Source excerpt
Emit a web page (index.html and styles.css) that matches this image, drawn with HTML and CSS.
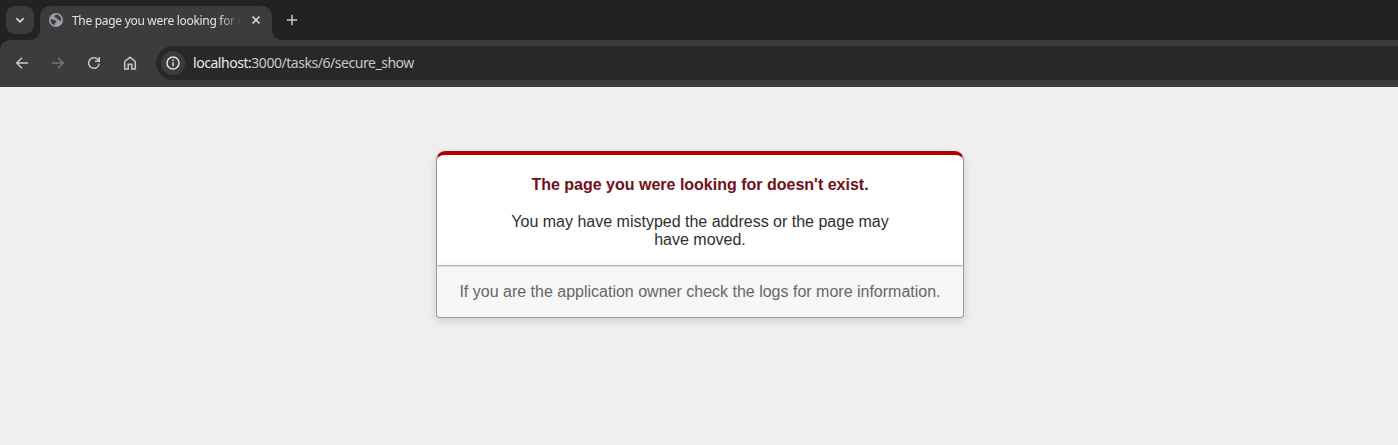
FILE: index.html
```html
<!DOCTYPE html>
<html lang="en">
<head>
<meta charset="utf-8">
<title>The page you were looking for doesn't exist (404)</title>
<link rel="stylesheet" href="styles.css">
</head>
<body>
<header class="browser">
  <div class="tabstrip">
    <button class="tab-search" aria-label="Search tabs">
      <svg width="12" height="12" viewBox="0 0 12 12"><path d="M2.300 4.200 6 7.900l3.700-3.700" class="stroke"/></svg>
    </button>
    <div class="tab">
      <svg class="favicon" width="14" height="14" viewBox="0 0 14 14"><circle cx="7" cy="7" r="7" fill="#9aa0a6"/><path d="M7.300 1.600C5.700 2 5.300 3.200 5.600 4.400L7.600 4.600 8 6.300 10 6.600 10.400 8.200 12.300 7.600A5.500 5.500 0 0 0 7.300 1.600ZM1.600 6.300 5.500 6.800 7.500 8.400 7.200 9.600 5.800 10 5.600 12.200A5.500 5.500 0 0 1 1.600 6.300Z" fill="#3c3c3c"/></svg>
      <span class="tab-title">The page you were looking for d</span>
      <svg class="close" width="12" height="12" viewBox="0 0 12 12"><path d="M2.500 2.500l7 7M9.500 2.500l-7 7" class="stroke"/></svg>
    </div>
    <svg class="new-tab" width="12" height="12" viewBox="0 0 12 12"><path d="M6 .8v10.400M.8 6h10.400" class="stroke"/></svg>
  </div>
  <div class="toolbar">
    <nav class="controls">
      <svg width="16" height="16" viewBox="0 0 16 16"><path d="M14 8H2.800M8 2.700 2.700 8 8 13.300" class="stroke"/></svg>
      <svg class="disabled" width="16" height="16" viewBox="0 0 16 16"><path d="M2 8h11.200M8 2.700 13.300 8 8 13.300" class="stroke"/></svg>
      <svg width="16" height="16" viewBox="0 0 16 16"><path d="M13.200 8.500A5.300 5.300 0 1 1 12.300 5L13.300 6.200M13.300 2v4.300H9" class="stroke"/></svg>
      <svg width="16" height="16" viewBox="0 0 16 16"><path d="M2.700 14V6.500L8 2.300l5.300 4.200V14H9.800V9.300H6.200V14Z" class="stroke"/></svg>
    </nav>
    <div class="omnibox">
      <span class="site-info">
        <svg width="14" height="14" viewBox="0 0 14 14"><circle cx="7" cy="7" r="6" class="stroke"/><path d="M7 6.300v4M7 3.600v1.500" class="stroke"/></svg>
      </span>
      <span class="url"><span class="host">localhost:</span>3000/tasks/6/secure_show</span>
    </div>
  </div>
</header>
<main class="dialog">
  <div class="message">
    <h1>The page you were looking for doesn't exist.</h1>
    <p>You may have mistyped the address or the page may have moved.</p>
  </div>
  <p class="hint">If you are the application owner check the logs for more information.</p>
</main>
</body>
</html>
```
FILE: styles.css
```css
* { box-sizing: border-box; }

body {
  margin: 0;
  background: #efefef;
  color: #2e2f30;
  font-family: Arial, "Liberation Sans", sans-serif;
  text-align: center;
  overflow: hidden;
}

svg { display: block; flex: none; }
.stroke { fill: none; stroke: currentColor; stroke-width: 1.5; }

.browser {
  height: 87px;
  overflow: hidden;
  background: #202322;
  color: #c7c7c7;
  font-family: "Noto Sans", "Open Sans", sans-serif;
  text-align: left;
}

.tabstrip { display: flex; height: 40px; padding: 6px 6px 0; }

.tab-search {
  display: grid;
  place-items: center;
  width: 28px;
  height: 28px;
  padding: 0;
  border: 0;
  border-radius: 9px;
  background: #3c3c3c;
  color: #e3e3e3;
}

.tab {
  position: relative;
  display: flex;
  align-items: center;
  width: 232px;
  height: 34px;
  margin-left: 6px;
  padding: 0 10px 6px 9px;
  border-radius: 10px 10px 0 0;
  background: #3c3c3c;
  color: #e3e3e3;
}

/* Concave feet joining the tab to the toolbar */
.tab::before,
.tab::after {
  content: "";
  position: absolute;
  bottom: 0;
  width: 10px;
  height: 10px;
}
.tab::before { left: -10px; background: radial-gradient(circle at 0 0, transparent 9.5px, #3c3c3c 10.5px); }
.tab::after { right: -10px; background: radial-gradient(circle at 100% 0, transparent 9.5px, #3c3c3c 10.5px); }

.tab-title {
  width: 172px;
  margin-left: 9px;
  padding-top: 2px;
  font-size: 12px;
  letter-spacing: -0.3px;
  line-height: 18px;
  white-space: nowrap;
  -webkit-mask-image: linear-gradient(90deg, #000 146px, transparent 170px);
  mask-image: linear-gradient(90deg, #000 146px, transparent 170px);
}

.close { margin-left: auto; }
.new-tab { margin: 8px 0 0 14px; }

.toolbar {
  display: flex;
  align-items: center;
  height: 47px;
  padding: 0 0 1px 14px;
  border-radius: 10px 0 0;
  background: #3c3c3c;
}

.controls { display: flex; gap: 20px; margin-right: 18px; }
.disabled { color: #757575; }

.omnibox {
  display: flex;
  flex: 1;
  align-items: center;
  height: 34px;
  padding-left: 5px;
  border-radius: 17px 0 0 17px;
  background: #282828;
}

.site-info {
  display: grid;
  place-items: center;
  width: 24px;
  height: 24px;
  border-radius: 50%;
  background: #3c3c3c;
  color: #e3e3e3;
}

.url { margin-left: 8px; font-size: 14px; letter-spacing: -0.46px; line-height: 20px; }
.host { color: #e8e8e8; }

.dialog { width: 528px; margin: 64px auto 0; transform: translateX(1px); }

.message {
  padding: 7px 12% 0;
  border: 1px solid #999;
  border-top: 4px solid #b00100;
  border-bottom-color: #bbb;
  border-radius: 9px 9px 0 0;
  background: #fff;
  box-shadow: 0 3px 8px rgba(50, 50, 50, 0.17);
}

.message h1 {
  margin: 0.67em 0;
  color: #730e15;
  font-size: 16px;
  line-height: 1.5em;
}
.message p { margin: 16px 0; }

.hint {
  margin: 0 0 16px;
  padding: 16px;
  border: 1px solid #999;
  border-top-color: #dadada;
  border-radius: 0 0 4px 4px;
  background: #f7f7f7;
  color: #666;
  box-shadow: 0 3px 8px rgba(50, 50, 50, 0.17);
}
```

Description of the task
Retype each line of the listing above word for word. Exclude the pictures.

Answer to this exercise
Emit a web page (index.html and styles.css) that matches this image, drawn with HTML and CSS.
FILE: index.html
```html
<!DOCTYPE html>
<html lang="en">
<head>
<meta charset="utf-8">
<title>The page you were looking for doesn't exist (404)</title>
<link rel="stylesheet" href="styles.css">
</head>
<body>
<header class="browser">
  <div class="tabstrip">
    <button class="tab-search" aria-label="Search tabs">
      <svg width="12" height="12" viewBox="0 0 12 12"><path d="M2.300 4.200 6 7.900l3.700-3.700" class="stroke"/></svg>
    </button>
    <div class="tab">
      <svg class="favicon" width="14" height="14" viewBox="0 0 14 14"><circle cx="7" cy="7" r="7" fill="#9aa0a6"/><path d="M7.300 1.600C5.700 2 5.300 3.200 5.600 4.400L7.600 4.600 8 6.300 10 6.600 10.400 8.200 12.300 7.600A5.500 5.500 0 0 0 7.300 1.600ZM1.600 6.300 5.500 6.800 7.500 8.400 7.200 9.600 5.800 10 5.600 12.200A5.500 5.500 0 0 1 1.600 6.300Z" fill="#3c3c3c"/></svg>
      <span class="tab-title">The page you were looking for d</span>
      <svg class="close" width="12" height="12" viewBox="0 0 12 12"><path d="M2.500 2.500l7 7M9.500 2.500l-7 7" class="stroke"/></svg>
    </div>
    <svg class="new-tab" width="12" height="12" viewBox="0 0 12 12"><path d="M6 .8v10.400M.8 6h10.400" class="stroke"/></svg>
  </div>
  <div class="toolbar">
    <nav class="controls">
      <svg width="16" height="16" viewBox="0 0 16 16"><path d="M14 8H2.800M8 2.700 2.700 8 8 13.300" class="stroke"/></svg>
      <svg class="disabled" width="16" height="16" viewBox="0 0 16 16"><path d="M2 8h11.200M8 2.700 13.300 8 8 13.300" class="stroke"/></svg>
      <svg width="16" height="16" viewBox="0 0 16 16"><path d="M13.200 8.500A5.300 5.300 0 1 1 12.300 5L13.300 6.200M13.300 2v4.300H9" class="stroke"/></svg>
      <svg width="16" height="16" viewBox="0 0 16 16"><path d="M2.700 14V6.500L8 2.300l5.300 4.200V14H9.800V9.300H6.200V14Z" class="stroke"/></svg>
    </nav>
    <div class="omnibox">
      <span class="site-info">
        <svg width="14" height="14" viewBox="0 0 14 14"><circle cx="7" cy="7" r="6" class="stroke"/><path d="M7 6.300v4M7 3.600v1.500" class="stroke"/></svg>
      </span>
      <span class="url"><span class="host">localhost:</span>3000/tasks/6/secure_show</span>
    </div>
  </div>
</header>
<main class="dialog">
  <div class="message">
    <h1>The page you were looking for doesn't exist.</h1>
    <p>You may have mistyped the address or the page may have moved.</p>
  </div>
  <p class="hint">If you are the application owner check the logs for more information.</p>
</main>
</body>
</html>
```
FILE: styles.css
```css
* { box-sizing: border-box; }

body {
  margin: 0;
  background: #efefef;
  color: #2e2f30;
  font-family: Arial, "Liberation Sans", sans-serif;
  text-align: center;
  overflow: hidden;
}

svg { display: block; flex: none; }
.stroke { fill: none; stroke: currentColor; stroke-width: 1.5; }

.browser {
  height: 87px;
  overflow: hidden;
  background: #202322;
  color: #c7c7c7;
  font-family: "Noto Sans", "Open Sans", sans-serif;
  text-align: left;
}

.tabstrip { display: flex; height: 40px; padding: 6px 6px 0; }

.tab-search {
  display: grid;
  place-items: center;
  width: 28px;
  height: 28px;
  padding: 0;
  border: 0;
  border-radius: 9px;
  background: #3c3c3c;
  color: #e3e3e3;
}

.tab {
  position: relative;
  display: flex;
  align-items: center;
  width: 232px;
  height: 34px;
  margin-left: 6px;
  padding: 0 10px 6px 9px;
  border-radius: 10px 10px 0 0;
  background: #3c3c3c;
  color: #e3e3e3;
}

/* Concave feet joining the tab to the toolbar */
.tab::before,
.tab::after {
  content: "";
  position: absolute;
  bottom: 0;
  width: 10px;
  height: 10px;
}
.tab::before { left: -10px; background: radial-gradient(circle at 0 0, transparent 9.5px, #3c3c3c 10.5px); }
.tab::after { right: -10px; background: radial-gradient(circle at 100% 0, transparent 9.5px, #3c3c3c 10.5px); }

.tab-title {
  width: 172px;
  margin-left: 9px;
  padding-top: 2px;
  font-size: 12px;
  letter-spacing: -0.3px;
  line-height: 18px;
  white-space: nowrap;
  -webkit-mask-image: linear-gradient(90deg, #000 146px, transparent 170px);
  mask-image: linear-gradient(90deg, #000 146px, transparent 170px);
}

.close { margin-left: auto; }
.new-tab { margin: 8px 0 0 14px; }

.toolbar {
  display: flex;
  align-items: center;
  height: 47px;
  padding: 0 0 1px 14px;
  border-radius: 10px 0 0;
  background: #3c3c3c;
}

.controls { display: flex; gap: 20px; margin-right: 18px; }
.disabled { color: #757575; }

.omnibox {
  display: flex;
  flex: 1;
  align-items: center;
  height: 34px;
  padding-left: 5px;
  border-radius: 17px 0 0 17px;
  background: #282828;
}

.site-info {
  display: grid;
  place-items: center;
  width: 24px;
  height: 24px;
  border-radius: 50%;
  background: #3c3c3c;
  color: #e3e3e3;
}

.url { margin-left: 8px; font-size: 14px; letter-spacing: -0.46px; line-height: 20px; }
.host { color: #e8e8e8; }

.dialog { width: 528px; margin: 64px auto 0; transform: translateX(1px); }

.message {
  padding: 7px 12% 0;
  border: 1px solid #999;
  border-top: 4px solid #b00100;
  border-bottom-color: #bbb;
  border-radius: 9px 9px 0 0;
  background: #fff;
  box-shadow: 0 3px 8px rgba(50, 50, 50, 0.17);
}

.message h1 {
  margin: 0.67em 0;
  color: #730e15;
  font-size: 16px;
  line-height: 1.5em;
}
.message p { margin: 16px 0; }

.hint {
  margin: 0 0 16px;
  padding: 16px;
  border: 1px solid #999;
  border-top-color: #dadada;
  border-radius: 0 0 4px 4px;
  background: #f7f7f7;
  color: #666;
  box-shadow: 0 3px 8px rgba(50, 50, 50, 0.17);
}
```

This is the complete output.